There is absolutely no way I could perform the bulk of my work from an iPhone or iPad. Some of the reasons behind that are problems that should be fixed, and some are not. @Rosalyn @pixelate

@menelion @pixelate @jscholes I gotcha. I was personally trained as a typist in school. So I'm pretty fast myself. But I'm not a coder. If I were coding, I'd definitely use a keyboard.
@ZBennoui @jscholes I'm with you on this 100%. Problem is that combined with the false sense of software scarcity (as I boosted a post on this yesterday) and AI coding means the quality will not go up, but go down. Sure, coders can imagine and build out a million things, but attention to detail will be lacking, and it's possible that newer frameworks just don't implement accessibility APIs well or at all because an AI forgot. That pain and bottleneck will be real, and relying on AI alone to get things done is great that it exists but never gets you a consistent metric for measuring because it will go through the flow differently each time. All this to say, I don't see an easy way out of what we've dug ourselves into, well, the industry has.
@jscholes And then when things finally get to a decent state after years of advocacy, they're dropped in favor of something with even worse accessibility and the cycle begins again. It's like people never learn because they're so focused on chasing the newest shiny thing.
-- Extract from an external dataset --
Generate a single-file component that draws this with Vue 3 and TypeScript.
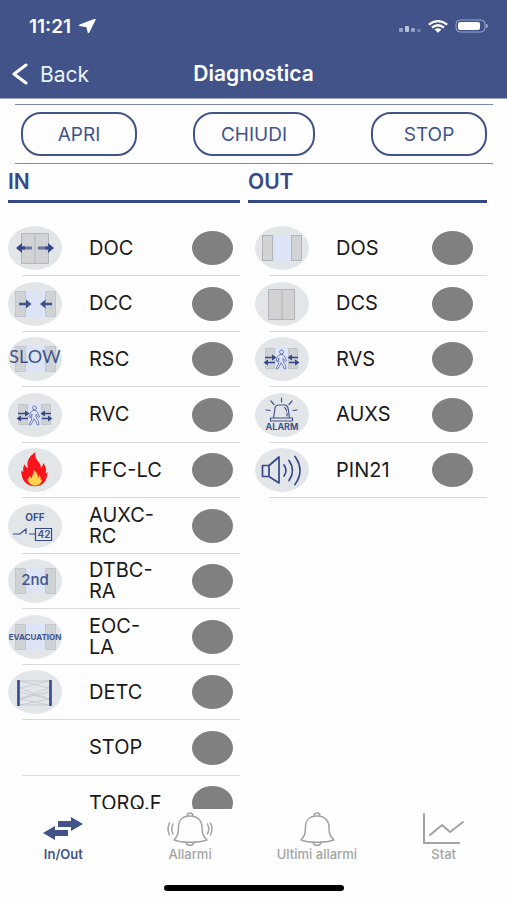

@kaveinthran @jscholes agree with you and your perspective and worry about the same
@jscholes Yeah I worry about this as well, especially with the rapid proliferation of AI vibecoding. It's already affecting me, I don't tend to try new software as much anymore because I automatically expect that it won't be accessible, and then I'm surprised when I turn out to be wrong.
@jscholes We have a "just in time" supply chain model for software development.